Why is the index of refraction always greater than or equal to \(1 ?\)

Short Answer

Expert verified
The index of refraction (n) is always greater than or equal to \(1\) because it is a ratio between the speed of light in a vacuum and the speed of light in a medium (\(n = \frac{c}{v}\)). According to the theory of special relativity, light cannot travel faster than it does in a vacuum, so the speed of light in a medium (v) is either equal to or smaller than the speed of light in a vacuum (c). Therefore, the ratio between c and v will always be greater than or equal to \(1\).

Step by step solution

01

Understand the Index of Refraction Formula

The index of refraction (n) of a medium is given by the formula: \[n = \frac{c}{v}\] where c is the speed of light in a vacuum, and v is the speed of light in the medium.
02

Analyze the Speed of Light in a Vacuum and a Medium

According to the theory of special relativity, the speed of light in a vacuum (c) is the maximum possible speed any object or information can travel. In a medium, light generally travels slower due to the interaction between photons and the particles in the medium. In this case, the speed of light in the medium (v) is either equal to or smaller than the speed of light in a vacuum (c).
03

Apply the Analyzed Information to the Index of Refraction Formula

As mentioned above, the speed of light in the medium (v) is either equal to or smaller than the speed of light in a vacuum (c).

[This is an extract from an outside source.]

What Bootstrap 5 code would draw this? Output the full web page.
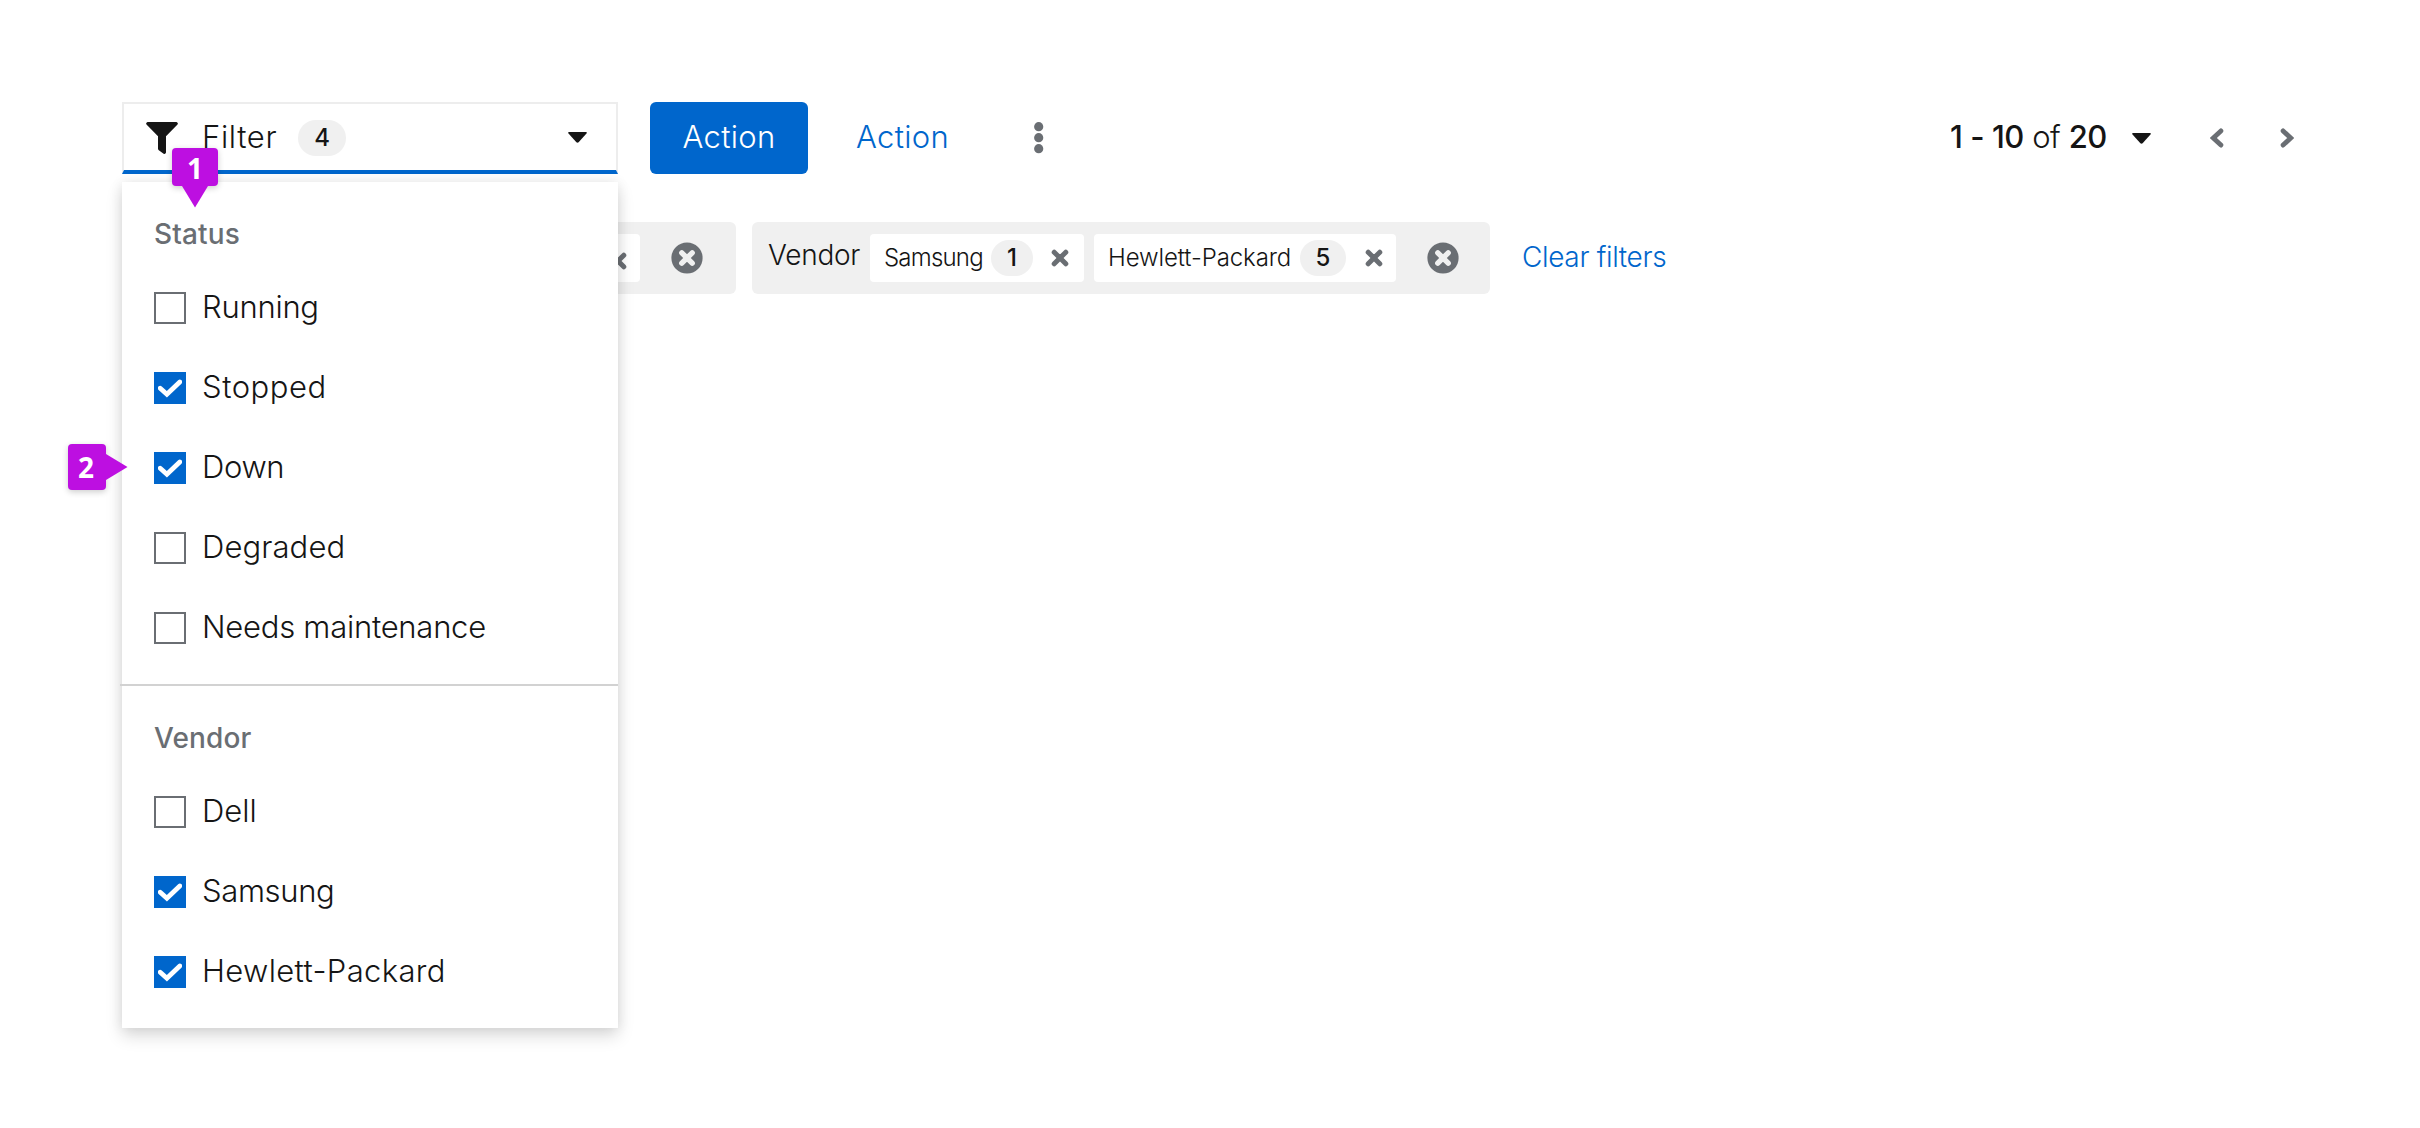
<!DOCTYPE html>
<html lang="en">
<head>
<meta charset="utf-8">
<meta name="viewport" content="width=device-width, initial-scale=1">
<title>Filter toolbar</title>
<link href="https://cdn.jsdelivr.net/npm/bootstrap@5.3.0/dist/css/bootstrap.min.css" rel="stylesheet">
<style>
body{background:#fff;color:#151515;font-family:Inter,"Liberation Sans",sans-serif;font-weight:300;font-size:31px;line-height:40px}
svg{display:block;flex:none}
.toolbar-page{padding:102px 114px 0 122px;min-height:1128px}
.bar-row{height:72px;white-space:nowrap}
.nudge{padding-bottom:2px}
.trk-1{letter-spacing:.3px}.trk-2{letter-spacing:.55px}.trk-h{letter-spacing:.35px}.trk-3{letter-spacing:.65px}.trk-0{letter-spacing:.1px}.trk-n{letter-spacing:-.1px}.trk-n2{letter-spacing:-.25px}.trk-n3{letter-spacing:-.35px}.trk-n6{letter-spacing:-.8px}
.filter-box{width:496px;height:72px}
.filter-toggle{height:72px;border:2px solid #ededed;border-bottom:4px solid #06c;padding:0 29px 0 22px}
.filter-toggle .funnel{margin-top:2px}
.count-pill{display:flex;align-items:center;justify-content:center;height:36px;border-radius:18px;background:#f0f0f0;font-size:24px;font-weight:500}
.filter-menu{position:absolute;top:80px;left:0;width:496px;height:846px;padding:32px 0 0;background:#fff;z-index:5;box-shadow:0 8px 16px rgba(3,3,3,.14),0 0 12px rgba(3,3,3,.08)}
.group-title{height:40px;margin:0 0 14px;padding-left:32px;font-size:28px;line-height:40px;font-weight:500;color:#6a6e73;letter-spacing:.15px}
.option{height:80px;padding-left:32px;gap:16px}
.box{width:32px;height:32px;border:2px solid #6a6e73;background:#fff}
.box.on{border-color:#06c;background:#06c}
.box.on svg{margin:5px 0 0 2px}
.menu-line{height:2px;margin:16px 0 32px -2px;background:#d2d2d2}
.btn-act{width:158px;height:72px;border:0;border-radius:6px;background:#06c;font:inherit;color:#fff;margin-left:32px;padding:0 0 2px}
.act-link{color:#06c;text-decoration:none}
.pager b{font-weight:500}
.pager-range{width:182px;letter-spacing:-.45px}
.chips-row{margin-top:48px;gap:16px}
.chip-group{height:72px;border-radius:6px;background:#f0f0f0}
.group-status{width:614px}
.group-vendor{width:738px;padding-left:16px}
.chip-label{width:102px;font-size:28px;padding-bottom:7px;letter-spacing:-.25px}
.chip-item{height:48px;border-radius:4px;background:#fff;font-size:24px;padding-left:14px}
.clear-link{font-size:28px;padding-bottom:3px;margin-left:16px}
.pin{position:absolute;z-index:10;background:#bd0fe1;color:#fff;border-radius:4px;font-family:"Noto Sans","Open Sans",sans-serif;font-weight:700;font-size:28px;display:flex;align-items:center;justify-content:center;box-shadow:0 2px 6px rgba(0,0,0,.2)}
.pin svg{position:absolute}
.pin-one{left:50px;top:46px;width:46px;height:38px;padding-top:1px}
.pin-one svg{left:10px;top:38px}
.pin-two{left:-54px;top:342px;width:38px;height:46px;padding:0 2px 1px 0}
.pin-two svg{left:38px;top:10px}
</style>
</head>
<body>
<svg width="0" height="0" class="position-absolute">
  <symbol id="i-x" viewBox="0 0 18 18"><path d="M3.2 3.2 14.8 14.8M14.8 3.2 3.2 14.8" stroke="#6a6e73" stroke-width="5" stroke-linecap="round"/></symbol>
  <symbol id="i-xc" viewBox="0 0 32 32"><circle cx="16" cy="16" r="15.6" fill="#6a6e73"/><path d="M10.8 10.8 21.2 21.2M21.2 10.8 10.8 21.2" stroke="#f0f0f0" stroke-width="5.4" stroke-linecap="round"/></symbol>
  <symbol id="i-caret" viewBox="0 0 19 11"><path d="M1 0H18Q19.4.4 18.5 1.6L10.6 10.2Q9.5 11.1 8.4 10.2L.5 1.6Q-.4.4 1 0Z" fill="#151515"/></symbol>
  <symbol id="i-check" viewBox="0 0 24 19"><path d="M2.2 9.2 8.9 15.2 21.8 3" fill="none" stroke="#fff" stroke-width="4.8" stroke-linecap="round" stroke-linejoin="miter"/></symbol>
</svg>
<main class="toolbar-page">
  <div class="bar-row d-flex align-items-center">
    <div class="filter-box position-relative">
      <div class="filter-toggle d-flex align-items-center">
        <svg class="funnel" width="32" height="32" viewBox="0 0 32 32"><path d="M1.5 0H30.5Q32.6.8 31.5 2.6L20 14.3V30.5Q19.5 32.4 17.6 31.7L12.8 28.3Q12 27.7 12 26.8V14.3L.5 2.6Q-.6.8 1.5 0Z" fill="#151515"/></svg>
        <span class="trk-3" style="margin-left:24px;width:96px">Filter</span>
        <span class="count-pill" style="width:48px;margin-top:2px">4</span>
        <svg class="ms-auto" width="19" height="11"><use href="#i-caret"/></svg>
      </div>
      <div class="filter-menu">
        <h6 class="group-title">Status</h6>
        <div class="option d-flex align-items-center"><span class="box"></span><span class="nudge trk-n2">Running</span></div>
        <div class="option d-flex align-items-center"><span class="box on"><svg width="24" height="19"><use href="#i-check"/></svg></span><span class="nudge trk-2">Stopped</span></div>
        <div class="option d-flex align-items-center"><span class="box on"><svg width="24" height="19"><use href="#i-check"/></svg></span><span class="nudge trk-n3">Down</span></div>
        <div class="option d-flex align-items-center"><span class="box"></span><span class="nudge trk-0">Degraded</span></div>
        <div class="option d-flex align-items-center"><span class="box"></span><span class="nudge trk-n2">Needs maintenance</span></div>
        <div class="menu-line"></div>
        <h6 class="group-title">Vendor</h6>
        <div class="option d-flex align-items-center"><span class="box"></span><span class="nudge">Dell</span></div>
        <div class="option d-flex align-items-center"><span class="box on"><svg width="24" height="19"><use href="#i-check"/></svg></span><span class="nudge trk-n3">Samsung</span></div>
        <div class="option d-flex align-items-center"><span class="box on"><svg width="24" height="19"><use href="#i-check"/></svg></span><span class="nudge trk-h">Hewlett-Packard</span></div>
      </div>
      <span class="pin pin-one">1<svg width="26" height="22"><path d="M0 0H26L13 21.5Z" fill="#bd0fe1"/></svg></span>
      <span class="pin pin-two">2<svg width="22" height="26"><path d="M0 0V26L21.5 13Z" fill="#bd0fe1"/></svg></span>
    </div>
    <button class="btn-act trk-1" type="button">Action</button>
    <a class="act-link nudge trk-1" href="#" style="margin-left:48px;width:178px">Action</a>
    <svg width="10" height="32" viewBox="0 0 10 32" fill="#6a6e73"><circle cx="4.7" cy="4.7" r="4.6"/><circle cx="4.7" cy="15.7" r="4.6"/><circle cx="4.7" cy="26.7" r="4.6"/></svg>
    <div class="pager d-flex align-items-center ms-auto">
      <span class="nudge pager-range"><b>1 - 10</b> of <b>20</b></span>
      <svg width="19" height="11"><use href="#i-caret"/></svg>
      <svg width="14" height="20" viewBox="0 0 14 20" style="margin-left:59px"><path d="M10.9 2.9 3.3 10 10.9 17.1" fill="none" stroke="#6a6e73" stroke-width="4.8" stroke-linecap="round"/></svg>
      <svg width="14" height="20" viewBox="0 0 14 20" style="margin-left:56px;margin-right:12px"><path d="M3.1 2.9 10.7 10 3.1 17.1" fill="none" stroke="#6a6e73" stroke-width="4.8" stroke-linecap="round"/></svg>
    </div>
  </div>
  <div class="bar-row chips-row d-flex align-items-center">
    <div class="chip-group group-status d-flex align-items-center justify-content-end">
      <span class="chip-item d-flex align-items-center" style="width:60px;padding-left:29px"><svg width="18" height="18" style="margin-top:5px"><use href="#i-x"/></svg></span>
      <svg width="32" height="32" style="margin:-1px 33px 0 31px"><use href="#i-xc"/></svg>
    </div>
    <div class="chip-group group-vendor d-flex align-items-center">
      <span class="chip-label">Vendor</span>
      <span class="chip-item d-flex align-items-center" style="width:214px"><span class="trk-n6" style="width:107px">Samsung</span><span class="count-pill" style="width:42px">1</span><svg width="18" height="18" style="margin-left:18px"><use href="#i-x"/></svg></span>
      <span class="chip-item d-flex align-items-center" style="width:302px;margin-left:10px"><span class="trk-n" style="width:192px">Hewlett-Packard</span><span class="count-pill" style="width:46px">5</span><svg width="18" height="18" style="margin-left:19px"><use href="#i-x"/></svg></span>
      <svg width="32" height="32" style="margin:-1px 0 0 31px"><use href="#i-xc"/></svg>
    </div>
    <a class="act-link clear-link trk-n3" href="#">Clear filters</a>
  </div>
</main>
<script src="https://cdn.jsdelivr.net/npm/bootstrap@5.3.0/dist/js/bootstrap.bundle.min.js"></script>
</body>
</html>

Therefore, when we apply these values to the index of refraction formula, we get: \[n = \frac{c}{v}\] Since \(v \leq c\), we can deduce that the value inside the fraction will always be greater than or equal to \(1\). This implies that: \[n \geq 1\]
04

Conclusion

The index of refraction is always greater than or equal to \(1\) because light cannot travel faster than it does in a vacuum, and the material can only slow it down or maintain the same speed. Consequently, the ratio between the speed of light in a vacuum and the speed of light in the material will always be greater than or equal to \(1\).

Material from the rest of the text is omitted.